**Work to do:** Comb the records below for the string "that" and copy each line where it turns up.

── Material for this task

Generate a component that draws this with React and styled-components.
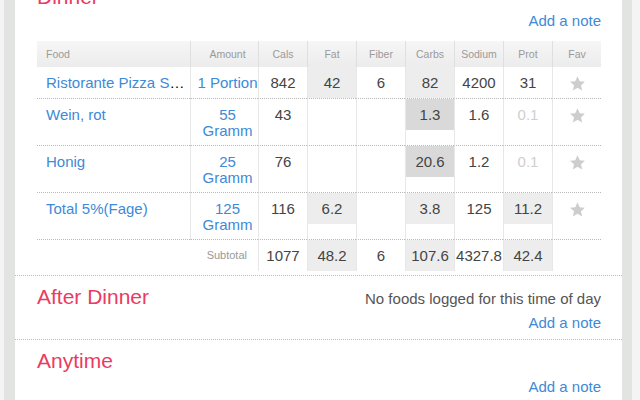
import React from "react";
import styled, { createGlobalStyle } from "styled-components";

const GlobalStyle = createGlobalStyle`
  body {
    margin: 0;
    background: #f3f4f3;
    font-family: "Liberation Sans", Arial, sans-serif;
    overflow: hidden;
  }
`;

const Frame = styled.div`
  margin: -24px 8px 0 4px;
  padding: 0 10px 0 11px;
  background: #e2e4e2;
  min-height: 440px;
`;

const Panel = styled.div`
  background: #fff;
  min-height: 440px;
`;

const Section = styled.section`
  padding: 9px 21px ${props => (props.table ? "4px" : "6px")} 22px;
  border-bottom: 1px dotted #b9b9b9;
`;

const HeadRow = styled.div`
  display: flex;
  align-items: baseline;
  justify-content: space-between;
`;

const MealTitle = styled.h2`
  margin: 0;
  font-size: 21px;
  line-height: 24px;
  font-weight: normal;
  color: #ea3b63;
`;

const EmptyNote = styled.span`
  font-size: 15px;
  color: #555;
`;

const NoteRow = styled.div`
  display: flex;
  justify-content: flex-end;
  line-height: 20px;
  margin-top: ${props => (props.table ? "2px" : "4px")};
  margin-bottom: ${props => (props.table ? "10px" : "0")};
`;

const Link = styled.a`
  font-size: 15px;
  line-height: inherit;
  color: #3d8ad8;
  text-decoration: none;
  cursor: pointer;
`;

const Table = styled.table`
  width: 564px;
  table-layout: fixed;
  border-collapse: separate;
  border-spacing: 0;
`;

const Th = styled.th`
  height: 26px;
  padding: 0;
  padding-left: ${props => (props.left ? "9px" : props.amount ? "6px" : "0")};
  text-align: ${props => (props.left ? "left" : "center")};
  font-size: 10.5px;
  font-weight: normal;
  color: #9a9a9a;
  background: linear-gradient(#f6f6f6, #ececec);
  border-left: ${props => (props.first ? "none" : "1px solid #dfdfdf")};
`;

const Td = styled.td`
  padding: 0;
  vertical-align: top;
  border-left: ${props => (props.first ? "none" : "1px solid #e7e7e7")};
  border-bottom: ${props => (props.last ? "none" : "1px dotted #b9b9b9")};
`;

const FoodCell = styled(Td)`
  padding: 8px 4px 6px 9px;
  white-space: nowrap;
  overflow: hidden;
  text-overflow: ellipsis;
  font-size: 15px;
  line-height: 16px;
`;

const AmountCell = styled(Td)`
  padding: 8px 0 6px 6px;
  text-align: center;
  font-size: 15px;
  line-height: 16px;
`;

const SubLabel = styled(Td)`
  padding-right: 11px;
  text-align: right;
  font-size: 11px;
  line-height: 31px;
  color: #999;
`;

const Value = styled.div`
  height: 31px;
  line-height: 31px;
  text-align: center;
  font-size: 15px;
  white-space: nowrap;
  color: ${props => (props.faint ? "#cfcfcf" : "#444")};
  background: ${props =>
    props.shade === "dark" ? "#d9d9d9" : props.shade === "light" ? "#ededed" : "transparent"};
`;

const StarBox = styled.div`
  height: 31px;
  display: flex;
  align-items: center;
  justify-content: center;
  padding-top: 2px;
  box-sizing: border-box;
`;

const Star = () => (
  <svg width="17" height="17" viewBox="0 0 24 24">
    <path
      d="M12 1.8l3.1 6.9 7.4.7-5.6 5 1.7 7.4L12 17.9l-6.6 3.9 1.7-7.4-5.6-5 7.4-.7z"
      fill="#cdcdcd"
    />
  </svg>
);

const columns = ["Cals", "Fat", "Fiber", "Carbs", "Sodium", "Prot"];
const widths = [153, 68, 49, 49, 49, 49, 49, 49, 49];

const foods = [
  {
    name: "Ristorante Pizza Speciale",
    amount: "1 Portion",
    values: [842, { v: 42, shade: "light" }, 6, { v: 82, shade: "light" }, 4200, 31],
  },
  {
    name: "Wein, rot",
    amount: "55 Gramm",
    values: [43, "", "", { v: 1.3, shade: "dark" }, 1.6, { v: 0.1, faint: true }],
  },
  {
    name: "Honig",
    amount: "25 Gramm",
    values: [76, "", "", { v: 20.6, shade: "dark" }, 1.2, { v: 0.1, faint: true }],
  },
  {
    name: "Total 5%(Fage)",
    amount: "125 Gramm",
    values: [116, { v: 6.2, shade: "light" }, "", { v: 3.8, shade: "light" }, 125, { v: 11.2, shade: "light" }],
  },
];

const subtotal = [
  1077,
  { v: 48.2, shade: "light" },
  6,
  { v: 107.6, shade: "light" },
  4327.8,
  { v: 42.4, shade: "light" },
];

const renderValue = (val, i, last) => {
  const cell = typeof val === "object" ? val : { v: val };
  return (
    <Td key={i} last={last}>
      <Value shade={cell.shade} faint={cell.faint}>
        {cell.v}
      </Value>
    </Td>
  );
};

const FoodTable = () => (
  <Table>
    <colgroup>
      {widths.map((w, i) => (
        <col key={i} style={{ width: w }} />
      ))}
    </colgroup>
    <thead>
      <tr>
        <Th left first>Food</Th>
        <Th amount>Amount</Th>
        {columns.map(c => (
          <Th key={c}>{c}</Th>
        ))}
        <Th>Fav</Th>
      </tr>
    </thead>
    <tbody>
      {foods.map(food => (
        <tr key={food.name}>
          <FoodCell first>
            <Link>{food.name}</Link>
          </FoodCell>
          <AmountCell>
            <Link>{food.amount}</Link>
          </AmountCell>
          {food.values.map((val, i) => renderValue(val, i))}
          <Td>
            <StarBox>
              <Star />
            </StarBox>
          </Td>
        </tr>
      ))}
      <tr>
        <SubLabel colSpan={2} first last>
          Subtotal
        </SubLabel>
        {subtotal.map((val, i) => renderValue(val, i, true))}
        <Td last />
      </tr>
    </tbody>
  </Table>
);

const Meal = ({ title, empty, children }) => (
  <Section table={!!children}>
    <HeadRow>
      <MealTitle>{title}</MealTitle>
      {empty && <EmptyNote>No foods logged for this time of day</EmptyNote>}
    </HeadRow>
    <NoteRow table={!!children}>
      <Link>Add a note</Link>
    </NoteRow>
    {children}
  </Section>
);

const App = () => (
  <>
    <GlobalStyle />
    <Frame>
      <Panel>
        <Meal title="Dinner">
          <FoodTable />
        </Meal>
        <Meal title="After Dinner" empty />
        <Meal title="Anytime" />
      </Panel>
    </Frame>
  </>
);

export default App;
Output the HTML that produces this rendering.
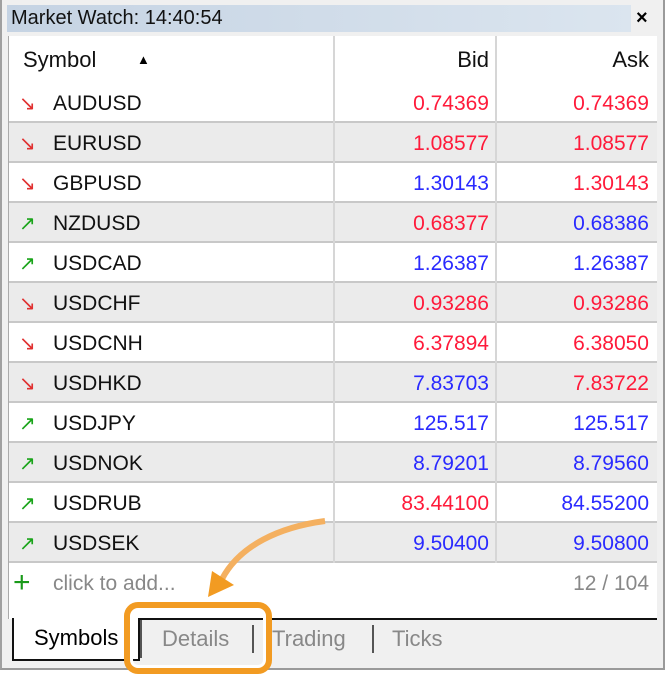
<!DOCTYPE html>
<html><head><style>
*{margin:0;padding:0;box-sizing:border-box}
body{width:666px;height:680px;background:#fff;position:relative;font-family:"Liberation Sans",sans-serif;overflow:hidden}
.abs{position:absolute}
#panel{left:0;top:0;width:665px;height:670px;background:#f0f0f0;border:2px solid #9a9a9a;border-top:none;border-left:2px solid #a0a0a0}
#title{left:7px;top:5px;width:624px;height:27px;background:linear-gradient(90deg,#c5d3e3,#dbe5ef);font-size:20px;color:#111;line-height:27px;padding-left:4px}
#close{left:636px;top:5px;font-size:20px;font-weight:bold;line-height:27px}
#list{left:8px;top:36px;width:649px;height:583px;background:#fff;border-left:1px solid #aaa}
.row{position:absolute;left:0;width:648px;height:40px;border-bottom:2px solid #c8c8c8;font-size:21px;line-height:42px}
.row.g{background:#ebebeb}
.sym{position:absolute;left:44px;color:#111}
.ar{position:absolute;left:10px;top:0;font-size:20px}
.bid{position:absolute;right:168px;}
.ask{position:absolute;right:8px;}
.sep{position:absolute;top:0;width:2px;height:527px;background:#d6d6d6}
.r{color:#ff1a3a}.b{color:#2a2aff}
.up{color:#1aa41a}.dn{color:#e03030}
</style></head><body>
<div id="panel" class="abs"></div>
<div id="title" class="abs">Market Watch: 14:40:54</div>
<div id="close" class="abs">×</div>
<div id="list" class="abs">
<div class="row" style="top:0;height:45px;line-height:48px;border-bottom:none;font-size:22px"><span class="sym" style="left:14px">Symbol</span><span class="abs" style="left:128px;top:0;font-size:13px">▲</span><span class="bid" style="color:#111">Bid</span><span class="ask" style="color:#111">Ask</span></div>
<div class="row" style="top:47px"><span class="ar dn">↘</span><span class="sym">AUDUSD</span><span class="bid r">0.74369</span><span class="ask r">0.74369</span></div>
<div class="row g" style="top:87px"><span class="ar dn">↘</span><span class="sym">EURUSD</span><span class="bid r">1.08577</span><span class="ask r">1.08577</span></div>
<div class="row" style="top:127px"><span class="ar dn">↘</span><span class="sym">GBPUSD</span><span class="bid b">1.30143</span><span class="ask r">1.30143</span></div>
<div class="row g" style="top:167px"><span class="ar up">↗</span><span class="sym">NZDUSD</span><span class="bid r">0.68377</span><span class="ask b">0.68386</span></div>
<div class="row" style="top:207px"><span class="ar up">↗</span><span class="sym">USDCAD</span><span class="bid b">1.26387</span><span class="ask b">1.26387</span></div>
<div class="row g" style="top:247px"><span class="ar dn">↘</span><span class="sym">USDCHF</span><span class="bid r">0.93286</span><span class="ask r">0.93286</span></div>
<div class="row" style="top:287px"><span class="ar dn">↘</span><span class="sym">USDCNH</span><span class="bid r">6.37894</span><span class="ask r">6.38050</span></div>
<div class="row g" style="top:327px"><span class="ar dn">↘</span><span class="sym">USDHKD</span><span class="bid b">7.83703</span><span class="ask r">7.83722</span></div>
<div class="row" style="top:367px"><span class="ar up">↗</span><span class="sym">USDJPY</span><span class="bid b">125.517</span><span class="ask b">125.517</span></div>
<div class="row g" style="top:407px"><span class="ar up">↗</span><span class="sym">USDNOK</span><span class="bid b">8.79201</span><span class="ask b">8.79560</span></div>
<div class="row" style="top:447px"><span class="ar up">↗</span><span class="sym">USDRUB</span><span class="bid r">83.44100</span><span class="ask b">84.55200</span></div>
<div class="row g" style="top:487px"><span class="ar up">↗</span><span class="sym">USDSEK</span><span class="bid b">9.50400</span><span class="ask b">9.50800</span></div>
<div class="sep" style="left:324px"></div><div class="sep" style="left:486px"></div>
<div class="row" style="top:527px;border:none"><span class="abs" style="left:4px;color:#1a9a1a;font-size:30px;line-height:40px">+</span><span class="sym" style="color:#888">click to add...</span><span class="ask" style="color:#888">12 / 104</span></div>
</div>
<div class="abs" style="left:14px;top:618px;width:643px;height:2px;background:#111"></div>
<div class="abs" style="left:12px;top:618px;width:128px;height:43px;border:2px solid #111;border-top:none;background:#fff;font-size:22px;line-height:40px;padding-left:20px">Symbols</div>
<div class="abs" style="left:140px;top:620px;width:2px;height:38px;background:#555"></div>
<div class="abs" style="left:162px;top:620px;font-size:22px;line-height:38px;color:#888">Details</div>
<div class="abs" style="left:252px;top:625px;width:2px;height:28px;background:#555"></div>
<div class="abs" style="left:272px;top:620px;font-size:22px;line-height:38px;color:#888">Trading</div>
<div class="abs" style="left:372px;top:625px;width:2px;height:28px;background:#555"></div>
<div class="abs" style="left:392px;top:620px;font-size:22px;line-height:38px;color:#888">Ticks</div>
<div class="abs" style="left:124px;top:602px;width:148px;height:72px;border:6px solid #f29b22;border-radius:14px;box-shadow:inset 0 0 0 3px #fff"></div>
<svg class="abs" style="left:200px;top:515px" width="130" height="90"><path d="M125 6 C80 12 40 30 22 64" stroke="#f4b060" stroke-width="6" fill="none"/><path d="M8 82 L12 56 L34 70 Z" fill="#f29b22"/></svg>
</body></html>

────

**Finished answer:**
Generate a component that draws this with React and styled-components.
Output the HTML that produces this rendering.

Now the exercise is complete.